WASHINGTON - U.S. Senator Martin Heinrich (D-N.M.), Founder and Co-Chair of the Senate AI Caucus, hosted Congress’ sixth and seventh AI Insight Forums, bringing together a balanced, diverse, and bipartisan group of lawmakers and experts. The first forum focused on intellectual property and copyright issues. The second focused on the need to improve the transparency and explainability of AI systems.
“The democratization of automated creativity will have a number of hard-to-forecast impacts on the creative economy. But it’s already clear that creative industries will be among the most impacted by the most recent wave of generative AI models,” said Heinrich during the copyright and intellectual property discussion. “We need to set clear guardrails on AI technologies that protect intellectual property and fairly compensate creative work.If you are going to use AI, you have to use it as a tool for human content-creators, not as a replacement.”

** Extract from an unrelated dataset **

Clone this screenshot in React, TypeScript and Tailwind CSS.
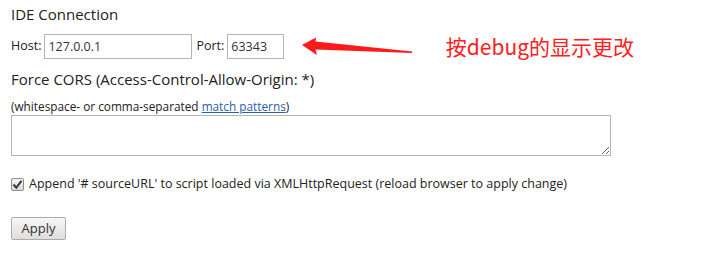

During the transparency discussion, Heinrich said, “As AI systems increasingly impact many areas of our lives, we deserve to know when AI is behind what we see and what decisions are being made about us. Transparency is essential for public trust in information and institutions that are using AI.For high-risk use cases, we also need to understand—in detail—how AI systems actually work and how to correct errors.”
Heinrich continued, “The challenge is that many of the most successful AI architectures developed in these last few years are, by design, too complicated for humans to make sense of.So we need to make progress in two directions: First, building tools that help humans interpret the decisions made by these complex AI systems. Second, supporting research into alternative AI architectures that are more interpretable or controllable by design.”
Heinrich led the Forums with Majority Leader Chuck Schumer (D-N.Y.) and Senators Mike Rounds (R-S.D.) and Todd Young (R-Ind.). Heinrich and his colleagues were joined by top experts involved in the development and deployment of AI, including in sectors spanning tech, civil society, and labor.
Heinrich has already led successful bipartisan efforts on AI legislation.
In 2020, Heinrich helped usher the most significant legislative advancements for AI ever secured. The FY21 National Defense Authorization Act included a modified version of my Artificial Intelligence Initiative Act (AI-IA), a comprehensive national strategy aimed at bolstering U.S. leadership in Artificial Intelligence (AI) research and development. This legislation also included the bipartisan National Artificial Intelligence Initiative Act to establish National AI Research Institutes at universities across the country.
Additionally, Heinrich helped pass the Artificial Intelligence for the Armed Forces Act to advance the Department of Defense’s AI capabilities. Heinrich also helped provide the Pentagon with enhanced hiring authorities to recruit more AI professionals and other personnel with computational skills relevant to military applications.
Heinrich also worked to establish the National AI Research Resource Task Force (NAIRR) to develop a detailed roadmap for the development of a national AI resource for AI research and convened a group of technical experts across academia, government, and industry to develop a detailed roadmap for how the United States can build, deploy, govern, and sustain a national research cloud and associated research resources.
A recommendation to establish the NAIRR came from the final report of the National Security Commission on AI, and work done by Stanford University’s Institute for Human-Centered Artificial Intelligence (HAI) significantly advanced the concept. This past January, the NAIRR Task Force released its final report with a roadmap for standing up a national research infrastructure that would broaden access to the resources essential to AI research and development.
In July, Heinrich introduced the CREATE AI Act, legislation that implements many of the recommendations of the NAIRR Task Force, providing AI researchers and students with greater access to the complex resources, data, and tools needed to develop safe and trustworthy artificial intelligence.
In September, Heinrich convened the first-ever bipartisan AI Insight Forum to help accelerate the committee process to build consensus around responsible AI policy. Additional AI Insight Forums have focused on AI’s implications for our elections and privacy and the workforce and risks and opportunities around high-impact applications of AI, including in the management of critical infrastructure, healthcare, lending, and employment
In October, Heinrich joined acclaimed writer and producer George R.R. Martin and University of New Mexico Professor and Santa Fe Institute External Faculty Member Melanie Moses to explore the influence of AI in arts and culture and its impact on New Mexico's creative economy. View a video of that event here.
Heinrich maintains a lead role on Leader Schumer’s bipartisan working group as the Senate takes steps toward comprehensive legislation to address emerging AI.